Sharon Dormire: It depends on the age of the woman if you’re going to do hormone therapy or not. So if it’s a younger woman, you’re definitely going to do hormone therapy. If it’s an older woman, you might not choose to do that because she might not need that at this point. But there’s a lot of practices that if the woman is younger, like less than 50, they start hormone therapy basically in the recovery room. They’ll start using a patch and stuff because the woman who has a hysterectomy and her ovaries removed will start having hot flashes immediately and they’re pretty dramatic. Her’s are worse than a natural menopause so you want to prevent that and keep her a little bit more comfortable. But every person’s body is different.

Mary Leigh Meyer: And that’s why it’s so important for everyone to have these conversations with their health care providers because everything’s so dependent and it sounds like these symptoms are so, I want to use the word arbitrary, but that’s not the right word they’re so…

Sharon Dormire: It’s random.

Mary Leigh Meyer: They might happen, they might not happen.

Sharon Dormire: It’s random.

Mary Leigh Meyer: Sometimes they’ll happen a lot, sometimes they won’t happen. You might have a period, but then you might not have one for eight months and then you’d get one for the next four months. It sounds confusing, like a confusing process.

Sharon Dormire: It is. And that’s why openness and information is important. And if I can say one thing that I think women should do is to make an effort to be informed. There’s lots of good places to get such information, but one that I have to speak called North American Menopause Society, NAMS, and the access to that is easy. The website is and they have a plethora of good patient-focused information that you don’t pay for it. You can access it as a patient.

And then reproductive endocrinologists also have very good information. So I recommend that you avoid social media sources and Internet searches that are just random because it’s not evidence-based and people are trying to sell products most of the time instead of information so that you can make a good, healthy decision for you.

Mary Leigh Meyer: Oh, I think that’s a good wrapping point.

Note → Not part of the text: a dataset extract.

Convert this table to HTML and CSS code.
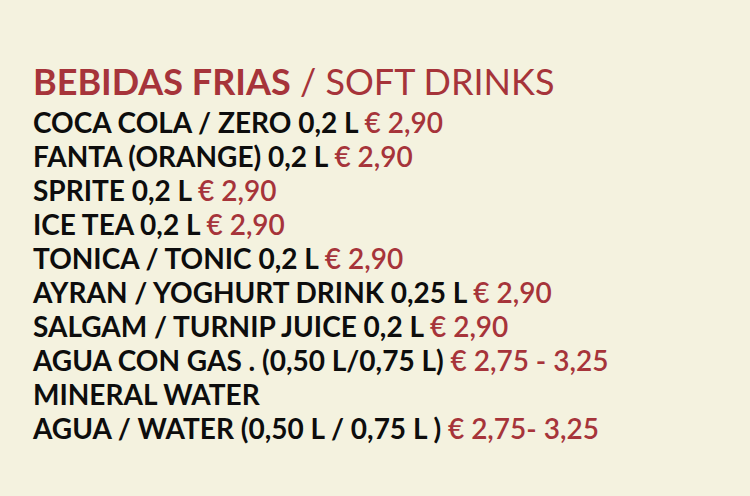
FILE: index.html
```html
<!DOCTYPE html>
<html lang="en">
<head>
    <meta charset="UTF-8">
    <meta name="viewport" content="width=device-width, initial-scale=1.0">
    <title>Bebidas Frias</title>
    <link rel="stylesheet" href="styles.css">
</head>
<body>
    <div class="menu">
        <h2 class="menu-title"><strong>BEBIDAS FRIAS</strong> / SOFT DRINKS</h2>
        <ul class="menu-list">
            <li>COCA COLA / ZERO 0,2 L <span class="price">€ 2,90</span></li>
            <li>FANTA (ORANGE) 0,2 L <span class="price">€ 2,90</span></li>
            <li>SPRITE 0,2 L <span class="price">€ 2,90</span></li>
            <li>ICE TEA 0,2 L <span class="price">€ 2,90</span></li>
            <li>TONICA / TONIC 0,2 L <span class="price">€ 2,90</span></li>
            <li>AYRAN / YOGHURT DRINK 0,25 L <span class="price">€ 2,90</span></li>
            <li>SALGAM / TURNIP JUICE 0,2 L <span class="price">€ 2,90</span></li>
            <li>AGUA CON GAS . (0,50 L/0,75 L) <span class="price">€ 2,75 - 3,25</span></li>
            <li>MINERAL WATER</li>
            <li>AGUA / WATER (0,50 L / 0,75 L ) <span class="price">€ 2,75- 3,25</span></li>
        </ul>
    </div>
</body>
</html>
```

FILE: styles.css
```css
* {
    margin: 0;
    padding: 0;
    box-sizing: border-box;
    font-family: Lato, 'Open Sans', sans-serif;
}

body {
    background: #f4f2df;
    min-height: 100vh;
}

.menu {
    padding: 57px 33px 0;
}

.menu-title {
    color: #a6343a;
    font-size: 36px;
    font-weight: 400;
    line-height: 48px;
}

.menu-title strong {
    font-weight: 700;
}

.menu-list {
    list-style: none;
}

.menu-list li {
    color: #0d0d0d;
    font-size: 28px;
    font-weight: 700;
    line-height: 34px;
}

.price {
    color: #a6343a;
    font-weight: 600;
}
```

Is there anything else you want to be sure our listeners know?

Sharon Dormire: No, I think I’m good. Thanks!

Mary Leigh Meyer: Okay. Well, thank you for coming on the show, Sharon. I think I learned a lot.

Sam Craft: Yes, a lot learned. Hand raised.

Sharon Dormire: Well, that’s good. And I hope it’s helpful to many.

Mary Leigh Meyer: Oh, I know it is.

Sharon Dormire: Awesome.

Mary Leigh Meyer: And thank you all for listening. This has been another episode of Sounds Like Health.